Turns out, we should have not removed the small segments of the contours. It, in turn, removed the valid contours that properly enclosed the keys.

...
/* filter out contours that are too small or too big */
// if the arc length of the contour is smaller than the 1% of the image's width
if(arcLength(piano_contours_1[i] , false) < 0.01*img_width) continue;
// if the arc length of the contour is bigger than the sum of image's width and height
if(arcLength(piano_contours_1[i] , false) >= img_width+img_height) continue;
...

This code actually removes the useful contours rather than removing the noises. I never knew that those small contours will be helpful for detection..! Very good news!

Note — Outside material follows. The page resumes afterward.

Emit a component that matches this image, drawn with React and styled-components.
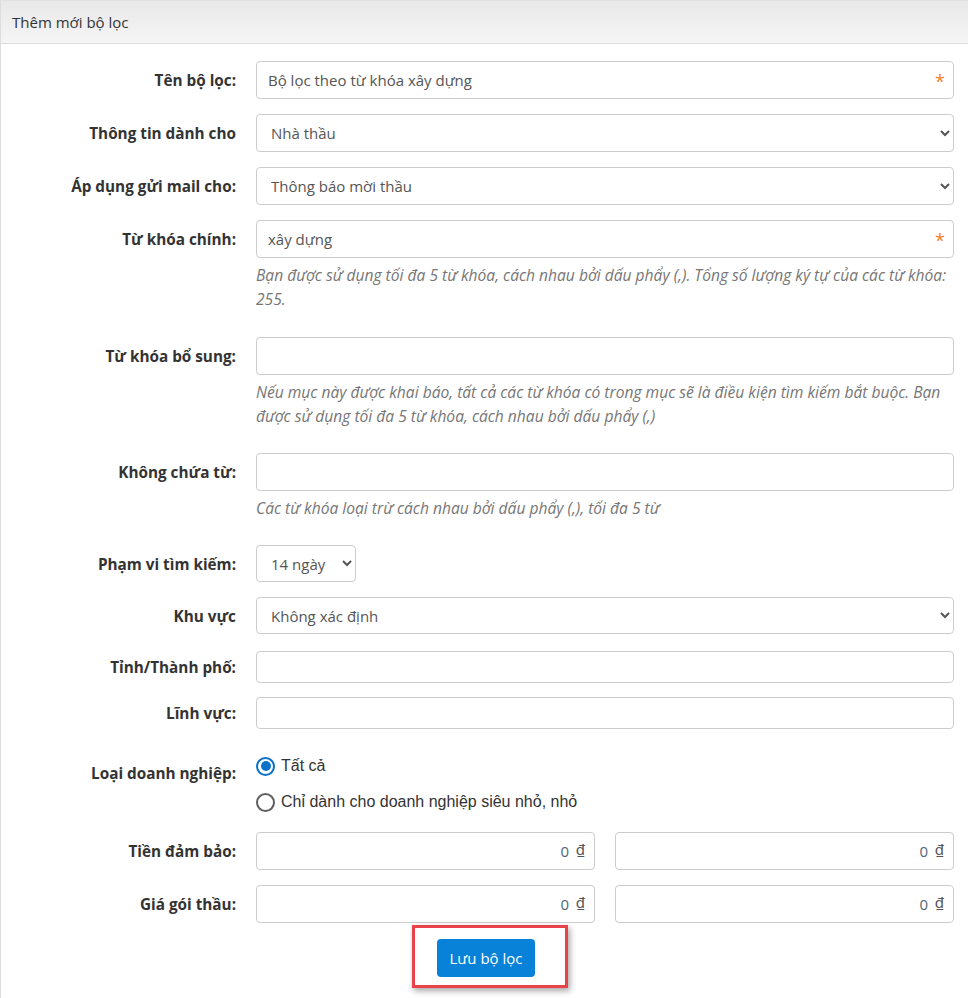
import React from 'react';
import styled, { createGlobalStyle } from 'styled-components';

const GlobalStyle = createGlobalStyle`
  html, body {
    margin: 0;
    padding: 0;
    background: #fff;
    overflow: hidden;
  }
  body {
    font-family: "Open Sans", "Noto Sans", sans-serif;
    font-size: 15px;
    color: #333;
  }
`;

const Panel = styled.div`
  width: 972px;
  height: 1010px;
  box-sizing: border-box;
  border: 1px solid #ddd;
  border-top-color: #e2e2e2;
`;

const PanelHeader = styled.div`
  height: 43px;
  box-sizing: border-box;
  padding: 0 11px;
  display: flex;
  align-items: center;
  background: linear-gradient(to bottom, #e8e8e8 0%, #f5f5f5 100%);
  border-bottom: 1px solid #dcdcdc;
  font-size: 15px;
  color: #333;
`;

const Form = styled.form`
  padding: 17px 0 0;
  display: flex;
  flex-direction: column;
`;

const Row = styled.div`
  display: grid;
  grid-template-columns: 235px 698px;
  column-gap: 20px;
  align-items: start;
  margin-bottom: ${p => p.$mb ?? 15}px;
`;

const Label = styled.label`
  height: ${p => p.$h ?? 38}px;
  padding-top: ${p => p.$pt ?? 0}px;
  box-sizing: border-box;
  display: flex;
  align-items: ${p => (p.$pt ? 'flex-start' : 'center')};
  justify-content: flex-end;
  font-weight: 700;
  font-size: 15.3px;
  line-height: 20px;
  color: #333;
  white-space: nowrap;
`;

const Field = styled.div`
  display: flex;
  flex-direction: column;
`;

const InputWrap = styled.div`
  position: relative;
  display: flex;
  height: ${p => p.$h ?? 38}px;
`;

const Input = styled.input`
  display: block;
  width: 100%;
  height: 100%;
  box-sizing: border-box;
  margin: 0;
  border: 1px solid #ccc;
  border-radius: 4px;
  padding: 0 ${p => (p.$right ? 25 : 11)}px 0 11px;
  font-family: "Open Sans", "Noto Sans", sans-serif;
  font-size: 15px;
  color: ${p => (p.$right ? '#4f6479' : '#555')};
  text-align: ${p => (p.$right ? 'right' : 'left')};
  outline: none;
  background: #fff;
`;

const Required = styled.span`
  position: absolute;
  right: 9px;
  top: 50%;
  transform: translateY(-42%);
  color: #f57f1f;
  font-size: 18px;
  line-height: 1;
`;

const Currency = styled.span`
  position: absolute;
  right: 10px;
  top: 50%;
  transform: translateY(-62%);
  color: #555;
  font-size: 15px;
  line-height: 1;
  font-family: "Noto Sans", "Open Sans", sans-serif;
`;

const Select = styled.select`
  display: block;
  width: ${p => p.$w || '100%'};
  height: ${p => p.$h ?? 38}px;
  box-sizing: border-box;
  margin: 0;
  border: 1px solid #ccc;
  border-radius: 4px;
  padding: 0 8px 0 10px;
  font-family: "Open Sans", "Noto Sans", sans-serif;
  font-size: 15px;
  color: #555;
  background: #fff;
  outline: none;
`;

const Help = styled.div`
  margin-top: 5px;
  font-style: italic;
  font-size: 15.6px;
  line-height: 24px;
  color: #767676;
`;

const RadioGroup = styled.div`
  display: flex;
  flex-direction: column;
  gap: 16px;
`;

const RadioLine = styled.label`
  display: flex;
  align-items: center;
  gap: 6px;
  height: 20px;
  font-family: "Liberation Sans", Arial, sans-serif;
  font-size: 16px;
  color: #333;
`;

const RadioDot = styled.span`
  width: 19px;
  height: 19px;
  box-sizing: border-box;
  border-radius: 50%;
  border: 2px solid ${p => (p.$on ? '#0b72c9' : '#5f5f5f')};
  display: flex;
  align-items: center;
  justify-content: center;
  &::after {
    content: '';
    width: 10px;
    height: 10px;
    border-radius: 50%;
    background: ${p => (p.$on ? '#0b72c9' : 'transparent')};
  }
`;

const Pair = styled.div`
  display: grid;
  grid-template-columns: 1fr 1fr;
  column-gap: 20px;
`;

const Actions = styled.div`
  display: flex;
  justify-content: center;
  padding-left: 8px;
`;

const Highlight = styled.div`
  border: 3px solid #e8434a;
  padding: 11px 30px 8px 22px;
  box-shadow: 2px 3px 6px rgba(0, 0, 0, 0.35);
`;

const Button = styled.button`
  display: block;
  height: 38px;
  width: 98px;
  padding: 0;
  border: none;
  border-radius: 4px;
  background: #0882d8;
  color: #fff;
  font-family: "Open Sans", "Noto Sans", sans-serif;
  font-size: 15px;
  cursor: pointer;
`;

const Text = ({ value, required, h }) => (
  <InputWrap $h={h}>
    <Input defaultValue={value} />
    {required && <Required>*</Required>}
  </InputWrap>
);

const Money = () => (
  <InputWrap>
    <Input defaultValue="0" $right />
    <Currency>₫</Currency>
  </InputWrap>
);

export default function App() {
  return (
    <>
      <GlobalStyle />
      <Panel>
        <PanelHeader>Thêm mới bộ lọc</PanelHeader>
        <Form onSubmit={e => e.preventDefault()}>
          <Row>
            <Label>Tên bộ lọc:</Label>
            <Text value="Bộ lọc theo từ khóa xây dựng" required />
          </Row>
          <Row>
            <Label>Thông tin dành cho</Label>
            <Select defaultValue="nt">
              <option value="nt">Nhà thầu</option>
            </Select>
          </Row>
          <Row>
            <Label>Áp dụng gửi mail cho:</Label>
            <Select defaultValue="tb">
              <option value="tb">Thông báo mời thầu</option>
            </Select>
          </Row>
          <Row $mb={26}>
            <Label>Từ khóa chính:</Label>
            <Field>
              <Text value="xây dựng" required />
              <Help>
                Bạn được sử dụng tối đa 5 từ khóa, cách nhau bởi dấu phẩy (,). Tổng số lượng ký tự của các từ khóa: 255.
              </Help>
            </Field>
          </Row>
          <Row $mb={25}>
            <Label>Từ khóa bổ sung:</Label>
            <Field>
              <Text value="" />
              <Help>
                Nếu mục này được khai báo, tất cả các từ khóa có trong mục sẽ là điều kiện tìm kiếm bắt buộc. Bạn được sử dụng tối đa 5 từ khóa, cách nhau bởi dấu phẩy (,)
              </Help>
            </Field>
          </Row>
          <Row $mb={25}>
            <Label>Không chứa từ:</Label>
            <Field>
              <Text value="" />
              <Help>Các từ khóa loại trừ cách nhau bởi dấu phẩy (,), tối đa 5 từ</Help>
            </Field>
          </Row>
          <Row>
            <Label $h={37}>Phạm vi tìm kiếm:</Label>
            <Select $w="100px" $h={37} defaultValue="14">
              <option value="14">14 ngày</option>
            </Select>
          </Row>
          <Row $mb={17}>
            <Label $h={37}>Khu vực</Label>
            <Select $h={37} defaultValue="kxd">
              <option value="kxd">Không xác định</option>
            </Select>
          </Row>
          <Row $mb={14}>
            <Label $h={32}>Tỉnh/Thành phố:</Label>
            <Text value="" h={32} />
          </Row>
          <Row $mb={27}>
            <Label $h={32}>Lĩnh vực:</Label>
            <Text value="" h={32} />
          </Row>
          <Row $mb={20}>
            <Label $h={38} $pt={7}>Loại doanh nghiệp:</Label>
            <RadioGroup>
              <RadioLine>
                <RadioDot $on />
                Tất cả
              </RadioLine>
              <RadioLine>
                <RadioDot />
                Chỉ dành cho doanh nghiệp siêu nhỏ, nhỏ
              </RadioLine>
            </RadioGroup>
          </Row>
          <Row>
            <Label>Tiền đảm bảo:</Label>
            <Pair>
              <Money />
              <Money />
            </Pair>
          </Row>
          <Row $mb={2}>
            <Label>Giá gói thầu:</Label>
            <Pair>
              <Money />
              <Money />
            </Pair>
          </Row>
          <Actions>
            <Highlight>
              <Button type="submit">Lưu bộ lọc</Button>
            </Highlight>
          </Actions>
        </Form>
      </Panel>
    </>
  );
}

The problem was the rotation. If we adjust the height of the detected rectangle, the rectangle needs to be rotated to proper angle. In this rotation, the pivot of the rotation should not be the center of mass; it should be a bit lower side of the rectangle, as shown in the image below.

To do this, we need to simultaneously change the rectangle's angle and displace the rectangle's center of mass.

We can see that we need to rotate the center of mass by the pivot, thus we need to use Rotation Matrix to move the point! Here's the basic rotation matrix :

\[ \begin{pmatrix} x' \\ y' \end{pmatrix} = \begin{pmatrix} cos \theta & -sin \theta \\ sin \theta & cos \theta \end{pmatrix} \begin{pmatrix} x \\ y \end{pmatrix} \]

If we multiply those two matrices, we get this :

\[ \begin{pmatrix} x' \\ y' \end{pmatrix} = \begin{pmatrix} xcos \theta -ysin \theta \\ xsin \theta+ycos \theta \end{pmatrix} \]

This matrix rotates the point (x,y) by the pivot (0,0). Since we want to rotate a point by a certain pivot, we change the formula a bit :

\[ \begin{pmatrix} x'-x_0 \\ y'-y_0 \end{pmatrix} = \begin{pmatrix} cos \theta & -sin \theta \\ sin \theta & cos \theta \end{pmatrix} \begin{pmatrix} x-x_0 \\ y-y_0 \end{pmatrix} \] \[ \begin{pmatrix} x' \\ y' \end{pmatrix} = \begin{pmatrix} (x-x_0)cos \theta-(y-y_0)sin \theta +x_0\\ (x-x_0)sin \theta+(y-y_0)cos \theta+y_0 \end{pmatrix} \]

We can use this rotational matrix formula to rotate the center of mass!

For new value for adjustment, we can just use median value of the angles of rectangles. (The reason why we don't use mean is that outliers tend to affect mean more than median.)